A recently released written policy note from Agri-Food Economic Systems warns that “North America will soon find itself in the grip of a full-scale trade war.”

Ted Bilyea, one of the paper’s co-authors, said in a news release that Canada exporting more agri-food products to the U.S. than it imports “could turn out to be a liability for Canada.”

Bilyea also noted “tariffs could result in a self-injury to the U.S.”

Some American farm groups have already expressed concern about the harmful impacts on their own operations. In a Feb. 2 press news, Zippy Duvall, president of the American Farm Bureau Federation, said U.S farmers will “bear the brunt of retaliation.”

“Over 80 per cent of the United States’ supply of a key fertilizer ingredient — potash — comes from Canada,” Duvall wrote.

“Tariffs that increase fertilizer prices threaten to deliver another blow to the finances of farm families already grappling with inflation and high supply costs.”

Currie said he has already seen some pushback against Trump’s tariffs in the U.S.

“You have Republican senators coming out on the East Coast and saying, ‘you know, ‘the economy is so integrated with Canada.
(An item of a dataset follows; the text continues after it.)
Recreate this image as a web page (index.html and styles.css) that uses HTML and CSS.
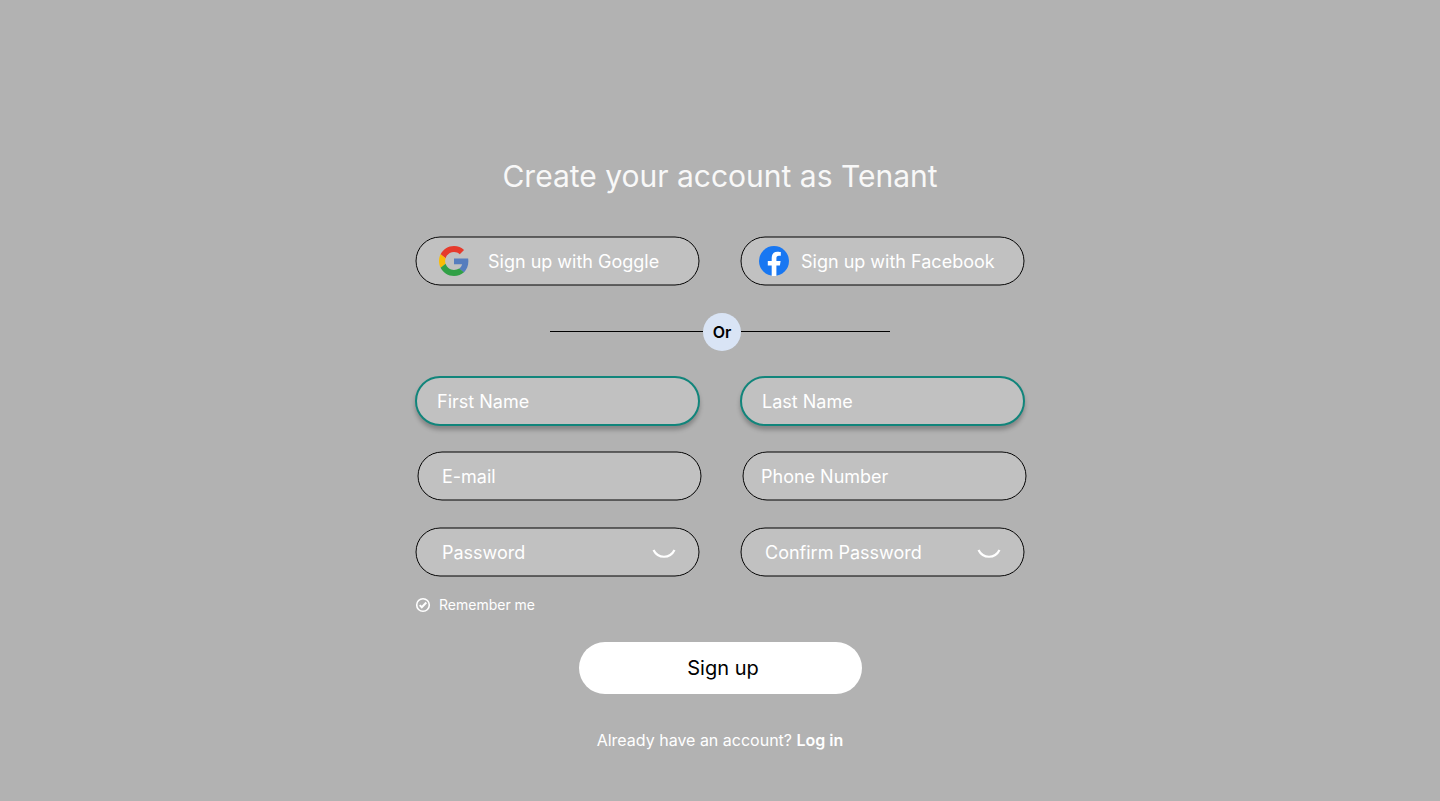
FILE: index.html
```html
<!DOCTYPE html>
<html lang="en">
<head>
<meta charset="utf-8">
<meta name="viewport" content="width=device-width, initial-scale=1">
<title>Create your account</title>
<link rel="stylesheet" href="styles.css">
</head>
<body>
<main class="signup">
  <h1 class="title">Create your account as Tenant</h1>
  <div class="row">
    <button class="field social google" type="button">
      <svg class="logo" viewBox="0 0 48 48" aria-hidden="true">
        <path fill="#e63a2b" d="M24 9.5c3.54 0 6.71 1.22 9.21 3.6l6.85-6.85C35.9 2.38 30.47 0 24 0 14.62 0 6.51 5.38 2.56 13.22l7.98 6.19C12.43 13.72 17.74 9.5 24 9.5z"/>
        <path fill="#567dbe" d="M46.98 24.55c0-1.57-.15-3.09-.38-4.55H24v9.02h12.94c-.58 2.96-2.26 5.48-4.78 7.18l7.73 6c4.51-4.18 7.09-10.36 7.09-17.65z"/>
        <path fill="#fabc05" d="M10.53 28.59c-.48-1.45-.76-2.99-.76-4.59s.27-3.14.76-4.59l-7.98-6.19C.92 16.46 0 20.12 0 24c0 3.88.92 7.54 2.56 10.78l7.97-6.19z"/>
        <path fill="#31a046" d="M24 48c6.48 0 11.93-2.13 15.89-5.81l-7.73-6c-2.15 1.45-4.92 2.3-8.16 2.3-6.26 0-11.57-4.22-13.47-9.91l-7.98 6.19C6.51 42.62 14.62 48 24 48z"/>
      </svg>
      <span>Sign up with Goggle</span>
    </button>
    <button class="field social facebook" type="button">
      <svg class="logo" viewBox="0 0 30 30" aria-hidden="true">
        <circle cx="15" cy="15" r="15" fill="#1877f2"/>
        <path fill="#fff" d="M12.7 30V19.4H8.8V15h3.9v-3.3c0-3.8 2.3-5.9 5.700-5.900 1.700 0 3.400.3 3.400.3v3.700h-1.900c-1.900 0-2.500 1.200-2.500 2.400V15h4.200l-.7 4.400h-3.500V30z"/>
      </svg>
      <span>Sign up with Facebook</span>
    </button>
  </div>
  <div class="divider"><span class="or">Or</span></div>
  <form class="form">
    <div class="row">
      <input class="field accent" type="text" placeholder="First Name" aria-label="First Name">
      <input class="field accent" type="text" placeholder="Last Name" aria-label="Last Name">
    </div>
    <div class="row contact">
      <input class="field email" type="email" placeholder="E-mail" aria-label="E-mail">
      <input class="field phone" type="tel" placeholder="Phone Number" aria-label="Phone Number">
    </div>
    <div class="row">
      <div class="field secret">
        <input class="bare" type="password" placeholder="Password" aria-label="Password">
        <button class="eye" type="button" aria-label="Show password"><svg viewBox="0 0 24 12" aria-hidden="true"><path d="M1.500 2C6 11 18 11 22.500 2"/></svg></button>
      </div>
      <div class="field secret confirm">
        <input class="bare" type="password" placeholder="Confirm Password" aria-label="Confirm Password">
        <button class="eye" type="button" aria-label="Show password"><svg viewBox="0 0 24 12" aria-hidden="true"><path d="M1.500 2C6 11 18 11 22.500 2"/></svg></button>
      </div>
    </div>
    <label class="remember">
      <span class="tick">
        <input type="checkbox" checked>
        <svg viewBox="0 0 16 16" aria-hidden="true"><circle cx="8" cy="8" r="6.300"/><path d="M4.700 8.100l2.100 2.100 4.500-4.700"/></svg>
      </span>
      Remember me
    </label>
    <button class="submit" type="submit">Sign up</button>
  </form>
  <p class="login">Already have an account? <a href="#">Log in</a></p>
</main>
</body>
</html>
```

FILE: styles.css
```css
* { box-sizing: border-box; }

body {
  margin: 0;
  min-height: 100vh;
  background: #b2b2b2;
  color: #fff;
  font-family: Inter, "Liberation Sans", sans-serif;
  font-weight: 400;
}

button, input { font: inherit; color: inherit; }
button { cursor: pointer; }

.signup {
  max-width: 642px;
  margin: 0 auto;
  padding: 156px 16px 48px;
}

.title {
  margin: 0 0 40px;
  font-size: 30px;
  line-height: 40px;
  font-weight: 400;
  text-align: center;
  color: #f8f8f8;
}

.row {
  display: grid;
  grid-template-columns: 1fr 1fr;
  gap: 40px;
}

/* Pill outline: a hairline stroke that stretches with the control. */
.field {
  width: 100%;
  min-width: 0;
  height: 50px;
  padding: 0 22px;
  border: 0;
  border-radius: 25px;
  background: url("data:image/svg+xml,%3Csvg xmlns='http://www.w3.org/2000/svg' width='100%25' height='100%25'%3E%3Crect x='1' y='1' rx='24' style='width:calc(100%25 - 2px);height:calc(100%25 - 2px)' fill='%23c1c1c1' stroke='%23000'/%3E%3C/svg%3E") center / 100% 100% no-repeat;
  font-size: 18px;
  line-height: 24px;
}

.field::placeholder, .bare::placeholder { color: #fff; opacity: 1; }

.social { display: flex; align-items: center; }
.social span { padding-top: 2px; }
.google { padding-left: 24px; gap: 19px; }
.facebook { padding-left: 19px; gap: 12px; }
.logo { width: 30px; height: 30px; flex: none; }

.divider {
  display: flex;
  align-items: center;
  max-width: 340px;
  margin: 27px auto 25px;
}
.divider::before, .divider::after {
  content: "";
  flex: 153 1 0;
  height: 1px;
  margin-bottom: 1px;
  background: #000;
}
.divider::after { flex-grow: 149; }

.or {
  width: 38px;
  height: 38px;
  border-radius: 50%;
  background: #d9e4f5;
  color: #000;
  font-size: 16px;
  line-height: 38px;
  font-weight: 600;
  text-align: center;
}

.form { display: flex; flex-direction: column; gap: 25px; }

.accent {
  padding: 0 20px;
  border: 2px solid #11857b;
  background: #c1c1c1;
  box-shadow: 0 4px 4px rgba(0, 0, 0, 0.25);
}

.contact { margin: 0 -2px 1px 2px; }
.email { padding-left: 25px; }
.phone { padding-left: 19px; }

.secret {
  display: flex;
  align-items: center;
  padding: 2px 24px 0 27px;
}
.confirm { padding-left: 25px; }

.bare {
  flex: 1;
  min-width: 0;
  padding: 0;
  border: 0;
  background: none;
}

.eye {
  display: flex;
  padding: 2px 0 0;
  border: 0;
  background: none;
}
.eye svg {
  width: 24px;
  height: 12px;
  fill: none;
  stroke: #fff;
  stroke-width: 2.2;
}

.remember {
  display: flex;
  align-items: center;
  align-self: flex-start;
  gap: 8px;
  margin: -7px 0 2px;
  font-size: 14px;
  line-height: 20px;
}

.tick { position: relative; width: 16px; height: 16px; }
.tick input {
  position: absolute;
  inset: 0;
  width: 100%;
  height: 100%;
  margin: 0;
  opacity: 0;
}
.tick svg {
  display: block;
  fill: none;
  stroke: #fff;
  stroke-width: 1.6;
}
.tick path { stroke-width: 2; }

.submit {
  align-self: center;
  width: 283px;
  max-width: 100%;
  height: 52px;
  padding: 0 0 0 6px;
  border: 0;
  border-radius: 26px;
  background: #fff;
  color: #000;
  font-size: 20px;
  font-weight: 400;
}

.login {
  margin: 36px 0 0;
  font-size: 16px;
  line-height: 20px;
  text-align: center;
}
.login a { color: inherit; font-weight: 600; text-decoration: none; }
```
It’s the partner that we trade with more than anybody else, and it’s going to impact our people more so than it’s going to impact Canadians.’ ”

He said the tide could begin to turn if state governors spoke out against the tariffs, though that outcome seems unlikely.

The pressure could soon expand beyond U.S. borders, though.

“If (Trump) does what he says he’s going to do … and prices start to skyrocket, he’s not only getting pressure internally, he’s going to get pressure from around the world, and people will desperately look to other markets,” Currie said.

“And if you switch to another market, you don’t always come back.”